PH.D DEFENCE - PUBLIC SEMINAR

Monocular Image/Video-based Human Pose Estimation

Speaker
Mr. Lin Jiahao
Advisor
Dr Lee Gim Hee, Associate Professor, School of Computing


30 Sep 2020 Wednesday, 03:30 PM to 05:00 PM

Zoom presentation

Join Zoom Meeting
https://nus-sg.zoom.us/j/99066922155?pwd=djEyYmcrWUJzZTdXU1RxRWxVUktiZz09

Meeting ID: 990 6692 2155
Password: 980279

Abstract:
Human pose estimation is a challenging yet important area in computer vision that has varieties of applications in building machine intelligence. Monocular 3D human pose estimation is one of the typical tasks which infers human pose in 3D coordinate space from single or a sequence of images. Temporal information such as long-range dependencies provides extra information and could be exploited to address this ill-posed problem. We propose a trajectory space factorization approach to model sequential data and produce temporal consistent 3D pose estimates for all frames in a sequence of images. Specifically, we adopt matrix factorization to transform 2D motion trajectories into coefficients in trajectory space with pre-defined trajectory bases. 2D-to-3D regression is performed in trajectory space by learning a discriminative deep network to regress the 3D trajectory coefficients. Our framework produces estimation for all frames in a video sequence with a single forward pass, while achieving state-of-the-art 3D pose estimation performance.

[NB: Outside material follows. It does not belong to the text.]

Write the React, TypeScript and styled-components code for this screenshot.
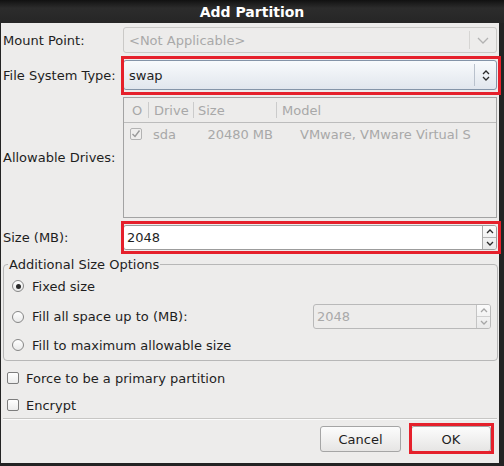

To address human pose estimation for multi-person scenarios, two-stage approaches including top-down and bottom-up approaches have been adopted. Existing bottom-up approaches utilize learned embeddings from CNNs to obtain pairwise affinities for human joint grouping. Visual-based affinities are agnostic to the underlying human poses and may lead to infeasible pose estimates. We formulate the grouping task as a graph partitioning problem and propose a geometry-aware grouping framework based on Graph Neural Network (GNN) which incorporates coordinates of joint detections into the estimation of affinities. We empirically show that combining geometry-aware affinity with existing visual-based association approach effectively eliminates implausible pose estimates and improves the robustness of the grouping process.

3D pose estimation could also be extended to images containing multiple persons. Estimating the global location of each person in the camera space is critical for scene understanding, including human actions, human-human interactions, etc. We propose our Human Depth Estimation Network (HDNet) to globally localize each person in camera space. In particular, our HDNet estimates 2D human pose and uses the 2D pose heatmaps as attention masks to extract pose-related features for depth estimation. The features are further refined with a Graph Neural Network (GNN) to estimate the root joint depth with a classification output. We show state-of-the-art results on both root joint localization task and absolute 3D pose estimation task.